Ihre Galeristin Imke Valentien bewundert an Ingrid Hartlieb die „gänzliche Unabhängigkeit“, den Mut „zur Archaik, einfach zu Urformen zurückzukehren“. Für sie haben ihre Arbeiten eine „unheimliche Kraft. Sie strotzen geradezu vor Energie, zeigen aber auch eine hohe Sensibilität für das Material.“ Kennengelernt haben sich die beiden 2018, als Ingrid Hartlieb von der Kunststiftung Baden-Württemberg den Maria-Ensle-Preis für ihr Lebenswerk verliehen bekam. Imke Valentien war so begeistert, dass sie spontan eine ergänzende Ausstellung ausrichtete. Nun soll ihre Zusammenarbeit innerhalb des neuen re:discover-Formats der art KARLSRUHE weitere Früchte tragen.

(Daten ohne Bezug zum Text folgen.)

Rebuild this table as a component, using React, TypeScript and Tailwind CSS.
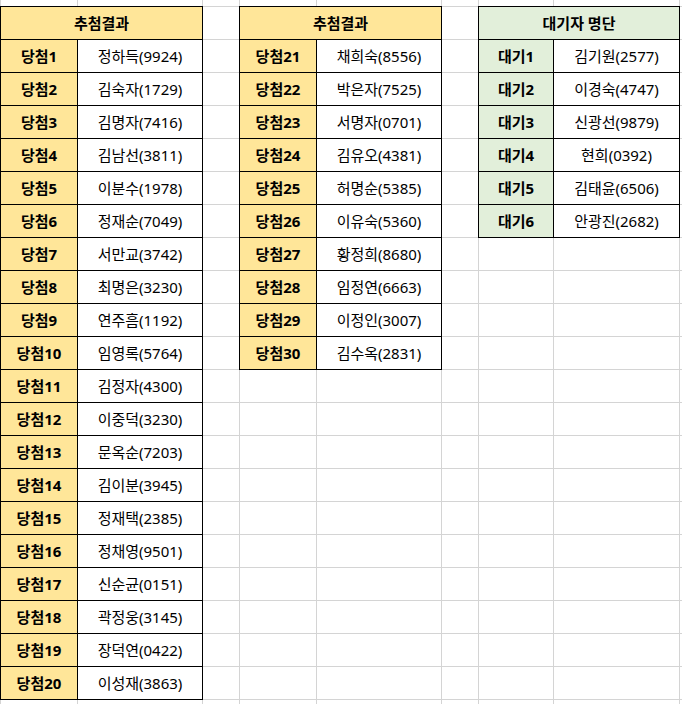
import React from 'react';

const winnersA = [
  '정하득(9924)', '김숙자(1729)', '김명자(7416)', '김남선(3811)', '이분수(1978)',
  '정재순(7049)', '서만교(3742)', '최명은(3230)', '연주흠(1192)', '임영록(5764)',
  '김정자(4300)', '이중덕(3230)', '문옥순(7203)', '김이분(3945)', '정재택(2385)',
  '정채영(9501)', '신순균(0151)', '곽정웅(3145)', '장덕연(0422)', '이성재(3863)',
];

const winnersB = [
  '채희숙(8556)', '박은자(7525)', '서명자(0701)', '김유오(4381)', '허명순(5385)',
  '이유숙(5360)', '황정희(8680)', '임정연(6663)', '이정인(3007)', '김수옥(2831)',
];

const waiting = [
  '김기원(2577)', '이경숙(4747)', '신광선(9879)', '현희(0392)', '김태윤(6506)', '안광진(2682)',
];

const YELLOW = 'bg-[#ffe699]';
const GREEN = 'bg-[#e2efda]';

type Cell = { key: string; text?: string; kind: 'empty' | 'head' | 'label' | 'name'; bg?: string };

const buildCells = () => {
  const cells: Cell[] = [];
  const empty = (key: string) => cells.push({ key, kind: 'empty' });

  // partial top row
  for (let c = 0; c < 9; c++) empty(`r0-${c}`);

  // header row
  cells.push({ key: 'h1', kind: 'head', text: '추첨결과', bg: YELLOW });
  empty('h-c');
  cells.push({ key: 'h2', kind: 'head', text: '추첨결과', bg: YELLOW });
  empty('h-f');
  cells.push({ key: 'h3', kind: 'head', text: '대기자 명단', bg: GREEN });
  empty('h-i');

  for (let i = 0; i < 21; i++) {
    if (i < winnersA.length) {
      cells.push({ key: `a-l${i}`, kind: 'label', text: `당첨${i + 1}`, bg: YELLOW });
      cells.push({ key: `a-n${i}`, kind: 'name', text: winnersA[i] });
    } else {
      empty(`a-l${i}`);
      empty(`a-n${i}`);
    }
    empty(`c-${i}`);
    if (i < winnersB.length) {
      cells.push({ key: `b-l${i}`, kind: 'label', text: `당첨${i + 21}`, bg: YELLOW });
      cells.push({ key: `b-n${i}`, kind: 'name', text: winnersB[i] });
    } else {
      empty(`b-l${i}`);
      empty(`b-n${i}`);
    }
    empty(`f-${i}`);
    if (i < waiting.length) {
      cells.push({ key: `w-l${i}`, kind: 'label', text: `대기${i + 1}`, bg: GREEN });
      cells.push({ key: `w-n${i}`, kind: 'name', text: waiting[i] });
    } else {
      empty(`w-l${i}`);
      empty(`w-n${i}`);
    }
    empty(`i-${i}`);
  }
  return cells;
};

const App = () => {
  const cells = buildCells();

  return (
    <div
      className="w-[682px] h-[704px] overflow-hidden bg-[#d4d4d4] pl-px grid gap-px grid-cols-[76px_124px_36px_76px_124px_36px_74px_125px_1fr] grid-rows-[6px_repeat(22,32px)] text-[15px] text-black"
      style={{ fontFamily: "'Noto Sans', 'Noto Sans CJK KR', sans-serif" }}
    >
      {cells.map((cell) => {
        if (cell.kind === 'empty') {
          return <div key={cell.key} className="bg-white" />;
        }
        if (cell.kind === 'head') {
          return (
            <div
              key={cell.key}
              className={`col-span-2 flex items-center justify-center font-bold outline outline-black ${cell.bg}`}
            >
              {cell.text}
            </div>
          );
        }
        if (cell.kind === 'label') {
          return (
            <div
              key={cell.key}
              className={`flex items-center justify-center font-bold outline outline-black ${cell.bg}`}
            >
              {cell.text}
            </div>
          );
        }
        return (
          <div key={cell.key} className="flex items-center justify-center bg-white outline outline-black">
            {cell.text}
          </div>
        );
      })}
    </div>
  );
};

export default App;
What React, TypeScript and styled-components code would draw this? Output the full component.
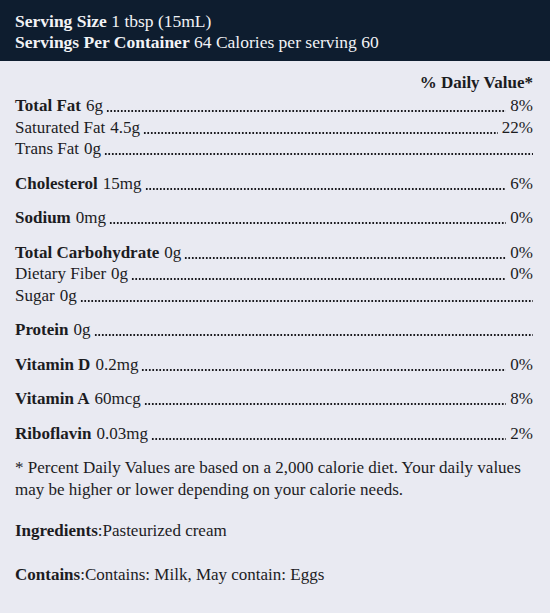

An dem Material schätzt Ingrid Hartlieb die Lebendigkeit und Wärme, auch wenn es nicht ganz pflegeleicht ist

Denn obwohl Ingrid Hartlieb nichts an ihrer Künstlerkarriere missen möchte, nicht die Arbeitsaufenthalte in Italien, Paris oder Chicago, nicht die vielen Ausstellungen und das große positive Echo, so fühlt sie sich doch „in den letzten Jahren gar nicht mehr richtig wahrgenommen. Als Frau, als Künstlerin ist man in einem bestimmten Alter nicht mehr sichtbar, das spürt man einfach.“

Das sagt sie ohne Bitterkeit, denn die Arbeit, die fordert ja immer noch etwas von ihr. Und wer weiß, vielleicht folgt sie ja ihrem Vorbild Louise Bourgeois. Die ist mit 86 Jahren groß herausgekommen. Da hat Ingrid Hartlieb ja noch ein bisschen Zeit.

Service

Messe

Die Skulpturen von Ingrid Hartlieb sind auf der art KARLSRUHE am Stand der Galerie Imke Valentien zu sehen. Am 23.2. ist sie gemeinsam mit ihrer Galeristin Talkgast auf dem artima art meeting.